Start SUPPLIED INFORMATION

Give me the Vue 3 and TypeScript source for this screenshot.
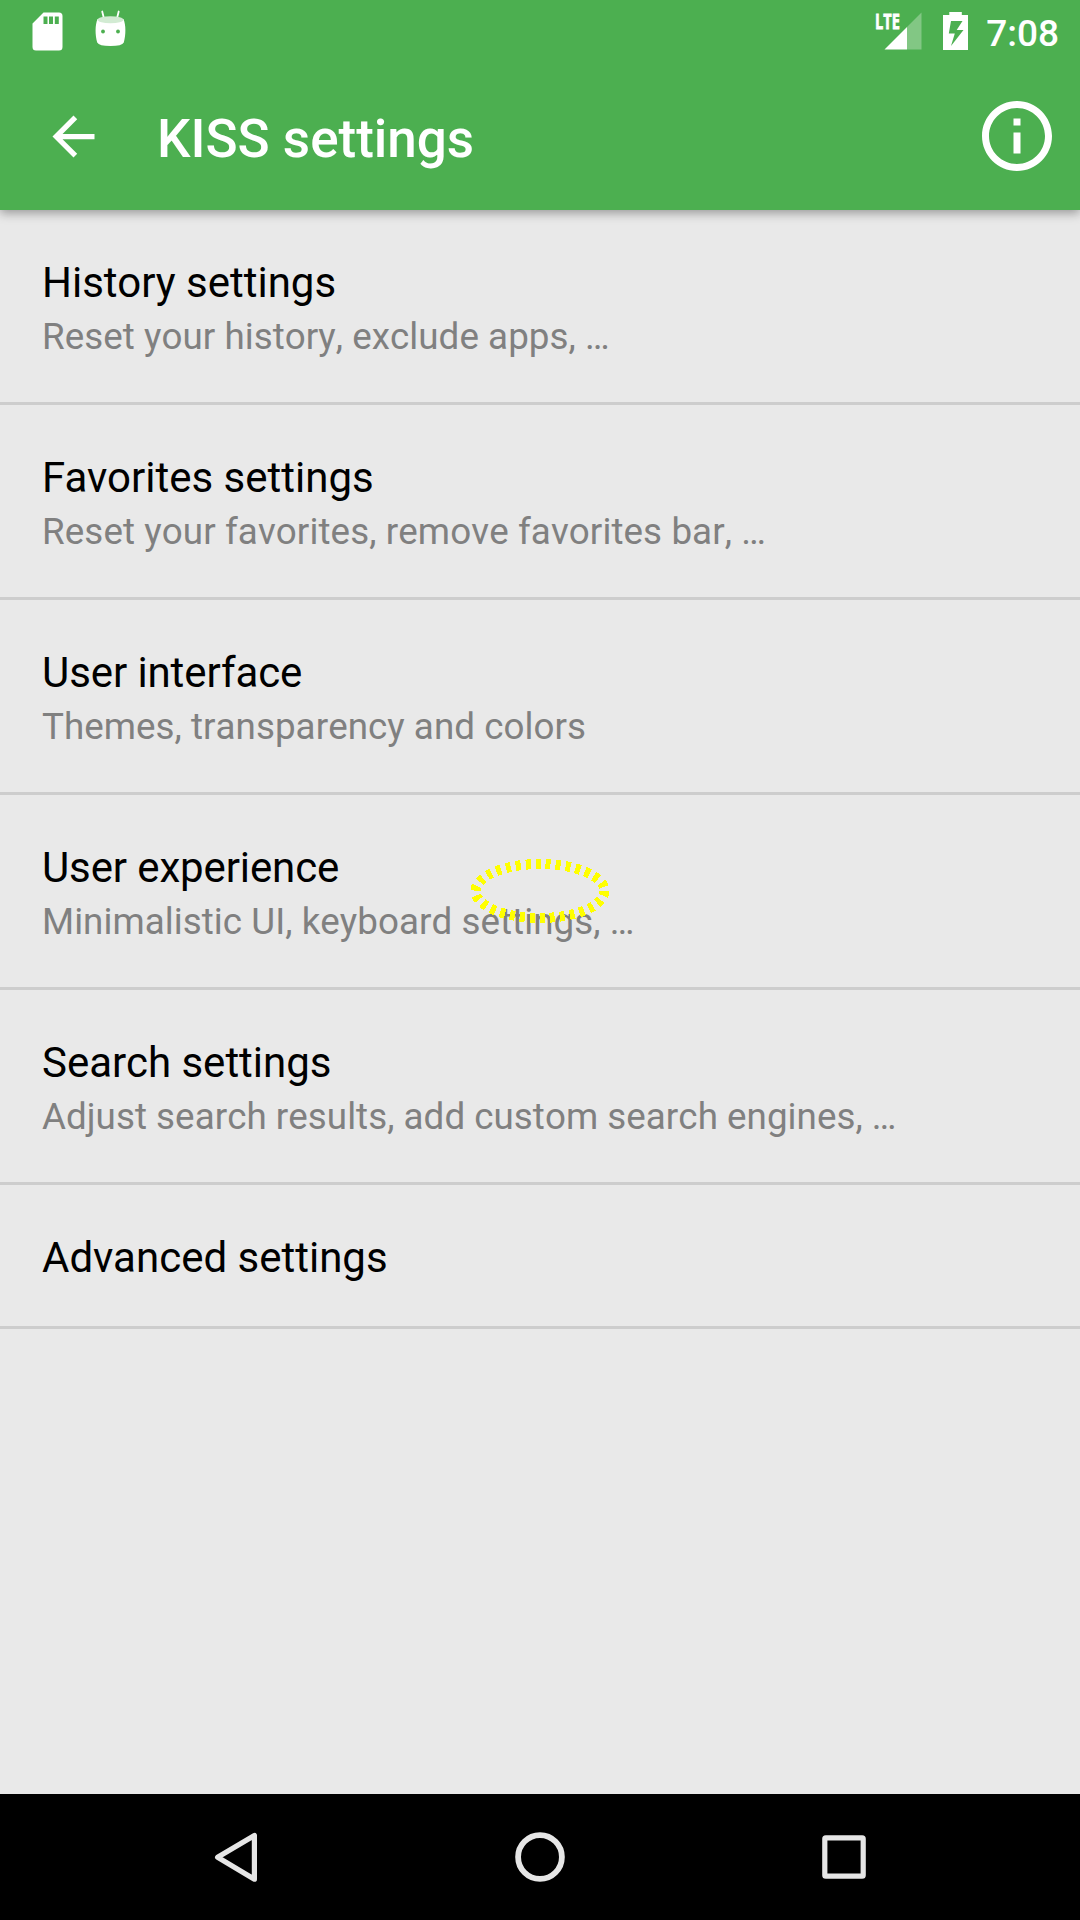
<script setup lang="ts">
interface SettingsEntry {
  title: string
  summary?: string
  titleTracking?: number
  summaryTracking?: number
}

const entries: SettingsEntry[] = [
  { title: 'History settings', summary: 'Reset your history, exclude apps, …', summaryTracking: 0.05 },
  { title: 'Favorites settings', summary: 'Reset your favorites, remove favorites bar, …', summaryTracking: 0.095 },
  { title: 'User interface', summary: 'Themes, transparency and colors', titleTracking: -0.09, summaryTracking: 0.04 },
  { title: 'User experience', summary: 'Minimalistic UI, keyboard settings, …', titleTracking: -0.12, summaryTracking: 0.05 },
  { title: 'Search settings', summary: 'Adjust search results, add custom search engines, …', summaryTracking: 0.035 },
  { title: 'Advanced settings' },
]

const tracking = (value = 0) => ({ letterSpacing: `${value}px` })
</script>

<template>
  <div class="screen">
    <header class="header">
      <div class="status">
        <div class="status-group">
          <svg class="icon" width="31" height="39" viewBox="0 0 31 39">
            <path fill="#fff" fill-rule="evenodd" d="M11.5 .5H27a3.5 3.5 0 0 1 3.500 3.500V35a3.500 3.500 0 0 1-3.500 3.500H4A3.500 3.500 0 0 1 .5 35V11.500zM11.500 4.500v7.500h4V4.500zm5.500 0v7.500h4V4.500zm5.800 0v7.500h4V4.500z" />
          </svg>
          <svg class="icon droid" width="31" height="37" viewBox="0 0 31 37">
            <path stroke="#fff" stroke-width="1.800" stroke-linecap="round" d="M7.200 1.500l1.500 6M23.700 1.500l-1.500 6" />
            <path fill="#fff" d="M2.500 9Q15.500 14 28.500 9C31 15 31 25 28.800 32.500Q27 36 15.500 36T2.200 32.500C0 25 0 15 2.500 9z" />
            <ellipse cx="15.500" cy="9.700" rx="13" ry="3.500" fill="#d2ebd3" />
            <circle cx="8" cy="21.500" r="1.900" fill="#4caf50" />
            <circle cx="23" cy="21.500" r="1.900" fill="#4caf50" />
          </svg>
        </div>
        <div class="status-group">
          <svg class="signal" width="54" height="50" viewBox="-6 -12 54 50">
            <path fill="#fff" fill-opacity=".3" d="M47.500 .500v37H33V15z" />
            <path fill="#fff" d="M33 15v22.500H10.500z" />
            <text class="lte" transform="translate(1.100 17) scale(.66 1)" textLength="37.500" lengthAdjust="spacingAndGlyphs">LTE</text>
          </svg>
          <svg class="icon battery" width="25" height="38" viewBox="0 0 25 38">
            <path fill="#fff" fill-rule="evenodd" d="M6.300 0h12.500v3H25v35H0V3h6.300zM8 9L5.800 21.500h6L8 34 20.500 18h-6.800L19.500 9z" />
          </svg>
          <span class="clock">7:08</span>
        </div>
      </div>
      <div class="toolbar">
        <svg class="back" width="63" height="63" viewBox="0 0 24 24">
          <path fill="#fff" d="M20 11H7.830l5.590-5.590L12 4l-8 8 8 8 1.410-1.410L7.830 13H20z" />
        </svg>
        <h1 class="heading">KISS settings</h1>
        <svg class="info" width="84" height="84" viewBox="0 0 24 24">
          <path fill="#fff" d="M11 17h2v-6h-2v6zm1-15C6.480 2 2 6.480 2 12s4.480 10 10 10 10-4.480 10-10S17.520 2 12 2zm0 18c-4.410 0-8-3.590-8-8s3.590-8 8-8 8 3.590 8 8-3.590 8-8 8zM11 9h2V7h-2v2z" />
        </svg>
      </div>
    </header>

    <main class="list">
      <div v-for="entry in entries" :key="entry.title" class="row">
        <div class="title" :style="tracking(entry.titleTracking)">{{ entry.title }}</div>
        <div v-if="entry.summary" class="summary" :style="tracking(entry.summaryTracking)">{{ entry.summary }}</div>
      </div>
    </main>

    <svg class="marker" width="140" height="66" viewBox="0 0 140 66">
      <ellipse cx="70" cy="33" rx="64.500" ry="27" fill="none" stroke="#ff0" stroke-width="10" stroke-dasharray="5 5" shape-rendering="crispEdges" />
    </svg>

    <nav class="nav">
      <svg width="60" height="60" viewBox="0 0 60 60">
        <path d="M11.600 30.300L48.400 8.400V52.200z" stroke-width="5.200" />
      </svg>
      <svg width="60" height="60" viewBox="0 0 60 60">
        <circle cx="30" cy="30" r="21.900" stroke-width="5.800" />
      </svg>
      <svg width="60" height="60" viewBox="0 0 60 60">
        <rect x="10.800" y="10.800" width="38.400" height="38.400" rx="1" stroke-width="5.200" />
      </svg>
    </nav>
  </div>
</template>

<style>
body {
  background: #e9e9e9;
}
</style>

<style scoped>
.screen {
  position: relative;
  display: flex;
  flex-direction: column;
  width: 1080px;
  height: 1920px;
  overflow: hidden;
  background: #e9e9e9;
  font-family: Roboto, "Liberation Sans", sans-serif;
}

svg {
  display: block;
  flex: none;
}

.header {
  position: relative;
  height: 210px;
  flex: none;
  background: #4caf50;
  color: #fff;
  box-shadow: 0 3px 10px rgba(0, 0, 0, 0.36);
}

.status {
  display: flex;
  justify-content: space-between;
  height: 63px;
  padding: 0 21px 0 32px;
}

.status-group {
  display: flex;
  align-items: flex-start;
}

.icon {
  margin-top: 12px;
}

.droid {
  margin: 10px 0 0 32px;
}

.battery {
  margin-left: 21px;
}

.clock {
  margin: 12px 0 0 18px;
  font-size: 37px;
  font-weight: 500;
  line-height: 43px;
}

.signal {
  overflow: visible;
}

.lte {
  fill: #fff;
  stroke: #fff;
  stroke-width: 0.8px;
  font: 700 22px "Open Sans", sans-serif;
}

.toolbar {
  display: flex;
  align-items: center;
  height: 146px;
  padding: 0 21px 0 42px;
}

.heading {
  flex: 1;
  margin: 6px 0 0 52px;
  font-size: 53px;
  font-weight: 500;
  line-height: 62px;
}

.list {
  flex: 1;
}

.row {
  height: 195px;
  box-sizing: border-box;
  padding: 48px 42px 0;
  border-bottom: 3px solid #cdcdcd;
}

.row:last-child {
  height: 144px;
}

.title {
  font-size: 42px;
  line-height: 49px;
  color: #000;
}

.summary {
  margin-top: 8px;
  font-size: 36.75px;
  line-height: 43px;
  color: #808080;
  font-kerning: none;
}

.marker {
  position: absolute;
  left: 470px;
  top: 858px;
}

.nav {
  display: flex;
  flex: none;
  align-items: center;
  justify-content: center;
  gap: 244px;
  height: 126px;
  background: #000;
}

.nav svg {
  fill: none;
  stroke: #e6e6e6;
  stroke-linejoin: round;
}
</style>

End SUPPLIED INFORMATION

* [EXERCISE GOAL] Without including any pictures, print all of the material exactly as given.

* [ANSWER TO THE EXERCISE]
Give me the Vue 3 and TypeScript source for this screenshot.
<script setup lang="ts">
interface SettingsEntry {
  title: string
  summary?: string
  titleTracking?: number
  summaryTracking?: number
}

const entries: SettingsEntry[] = [
  { title: 'History settings', summary: 'Reset your history, exclude apps, …', summaryTracking: 0.05 },
  { title: 'Favorites settings', summary: 'Reset your favorites, remove favorites bar, …', summaryTracking: 0.095 },
  { title: 'User interface', summary: 'Themes, transparency and colors', titleTracking: -0.09, summaryTracking: 0.04 },
  { title: 'User experience', summary: 'Minimalistic UI, keyboard settings, …', titleTracking: -0.12, summaryTracking: 0.05 },
  { title: 'Search settings', summary: 'Adjust search results, add custom search engines, …', summaryTracking: 0.035 },
  { title: 'Advanced settings' },
]

const tracking = (value = 0) => ({ letterSpacing: `${value}px` })
</script>

<template>
  <div class="screen">
    <header class="header">
      <div class="status">
        <div class="status-group">
          <svg class="icon" width="31" height="39" viewBox="0 0 31 39">
            <path fill="#fff" fill-rule="evenodd" d="M11.5 .5H27a3.5 3.5 0 0 1 3.500 3.500V35a3.500 3.500 0 0 1-3.500 3.500H4A3.500 3.500 0 0 1 .5 35V11.500zM11.500 4.500v7.500h4V4.500zm5.500 0v7.500h4V4.500zm5.800 0v7.500h4V4.500z" />
          </svg>
          <svg class="icon droid" width="31" height="37" viewBox="0 0 31 37">
            <path stroke="#fff" stroke-width="1.800" stroke-linecap="round" d="M7.200 1.500l1.500 6M23.700 1.500l-1.500 6" />
            <path fill="#fff" d="M2.500 9Q15.500 14 28.500 9C31 15 31 25 28.800 32.500Q27 36 15.500 36T2.200 32.500C0 25 0 15 2.500 9z" />
            <ellipse cx="15.500" cy="9.700" rx="13" ry="3.500" fill="#d2ebd3" />
            <circle cx="8" cy="21.500" r="1.900" fill="#4caf50" />
            <circle cx="23" cy="21.500" r="1.900" fill="#4caf50" />
          </svg>
        </div>
        <div class="status-group">
          <svg class="signal" width="54" height="50" viewBox="-6 -12 54 50">
            <path fill="#fff" fill-opacity=".3" d="M47.500 .500v37H33V15z" />
            <path fill="#fff" d="M33 15v22.500H10.500z" />
            <text class="lte" transform="translate(1.100 17) scale(.66 1)" textLength="37.500" lengthAdjust="spacingAndGlyphs">LTE</text>
          </svg>
          <svg class="icon battery" width="25" height="38" viewBox="0 0 25 38">
            <path fill="#fff" fill-rule="evenodd" d="M6.300 0h12.500v3H25v35H0V3h6.300zM8 9L5.800 21.500h6L8 34 20.500 18h-6.800L19.500 9z" />
          </svg>
          <span class="clock">7:08</span>
        </div>
      </div>
      <div class="toolbar">
        <svg class="back" width="63" height="63" viewBox="0 0 24 24">
          <path fill="#fff" d="M20 11H7.830l5.590-5.590L12 4l-8 8 8 8 1.410-1.410L7.830 13H20z" />
        </svg>
        <h1 class="heading">KISS settings</h1>
        <svg class="info" width="84" height="84" viewBox="0 0 24 24">
          <path fill="#fff" d="M11 17h2v-6h-2v6zm1-15C6.480 2 2 6.480 2 12s4.480 10 10 10 10-4.480 10-10S17.520 2 12 2zm0 18c-4.410 0-8-3.590-8-8s3.590-8 8-8 8 3.590 8 8-3.590 8-8 8zM11 9h2V7h-2v2z" />
        </svg>
      </div>
    </header>

    <main class="list">
      <div v-for="entry in entries" :key="entry.title" class="row">
        <div class="title" :style="tracking(entry.titleTracking)">{{ entry.title }}</div>
        <div v-if="entry.summary" class="summary" :style="tracking(entry.summaryTracking)">{{ entry.summary }}</div>
      </div>
    </main>

    <svg class="marker" width="140" height="66" viewBox="0 0 140 66">
      <ellipse cx="70" cy="33" rx="64.500" ry="27" fill="none" stroke="#ff0" stroke-width="10" stroke-dasharray="5 5" shape-rendering="crispEdges" />
    </svg>

    <nav class="nav">
      <svg width="60" height="60" viewBox="0 0 60 60">
        <path d="M11.600 30.300L48.400 8.400V52.200z" stroke-width="5.200" />
      </svg>
      <svg width="60" height="60" viewBox="0 0 60 60">
        <circle cx="30" cy="30" r="21.900" stroke-width="5.800" />
      </svg>
      <svg width="60" height="60" viewBox="0 0 60 60">
        <rect x="10.800" y="10.800" width="38.400" height="38.400" rx="1" stroke-width="5.200" />
      </svg>
    </nav>
  </div>
</template>

<style>
body {
  background: #e9e9e9;
}
</style>

<style scoped>
.screen {
  position: relative;
  display: flex;
  flex-direction: column;
  width: 1080px;
  height: 1920px;
  overflow: hidden;
  background: #e9e9e9;
  font-family: Roboto, "Liberation Sans", sans-serif;
}

svg {
  display: block;
  flex: none;
}

.header {
  position: relative;
  height: 210px;
  flex: none;
  background: #4caf50;
  color: #fff;
  box-shadow: 0 3px 10px rgba(0, 0, 0, 0.36);
}

.status {
  display: flex;
  justify-content: space-between;
  height: 63px;
  padding: 0 21px 0 32px;
}

.status-group {
  display: flex;
  align-items: flex-start;
}

.icon {
  margin-top: 12px;
}

.droid {
  margin: 10px 0 0 32px;
}

.battery {
  margin-left: 21px;
}

.clock {
  margin: 12px 0 0 18px;
  font-size: 37px;
  font-weight: 500;
  line-height: 43px;
}

.signal {
  overflow: visible;
}

.lte {
  fill: #fff;
  stroke: #fff;
  stroke-width: 0.8px;
  font: 700 22px "Open Sans", sans-serif;
}

.toolbar {
  display: flex;
  align-items: center;
  height: 146px;
  padding: 0 21px 0 42px;
}

.heading {
  flex: 1;
  margin: 6px 0 0 52px;
  font-size: 53px;
  font-weight: 500;
  line-height: 62px;
}

.list {
  flex: 1;
}

.row {
  height: 195px;
  box-sizing: border-box;
  padding: 48px 42px 0;
  border-bottom: 3px solid #cdcdcd;
}

.row:last-child {
  height: 144px;
}

.title {
  font-size: 42px;
  line-height: 49px;
  color: #000;
}

.summary {
  margin-top: 8px;
  font-size: 36.75px;
  line-height: 43px;
  color: #808080;
  font-kerning: none;
}

.marker {
  position: absolute;
  left: 470px;
  top: 858px;
}

.nav {
  display: flex;
  flex: none;
  align-items: center;
  justify-content: center;
  gap: 244px;
  height: 126px;
  background: #000;
}

.nav svg {
  fill: none;
  stroke: #e6e6e6;
  stroke-linejoin: round;
}
</style>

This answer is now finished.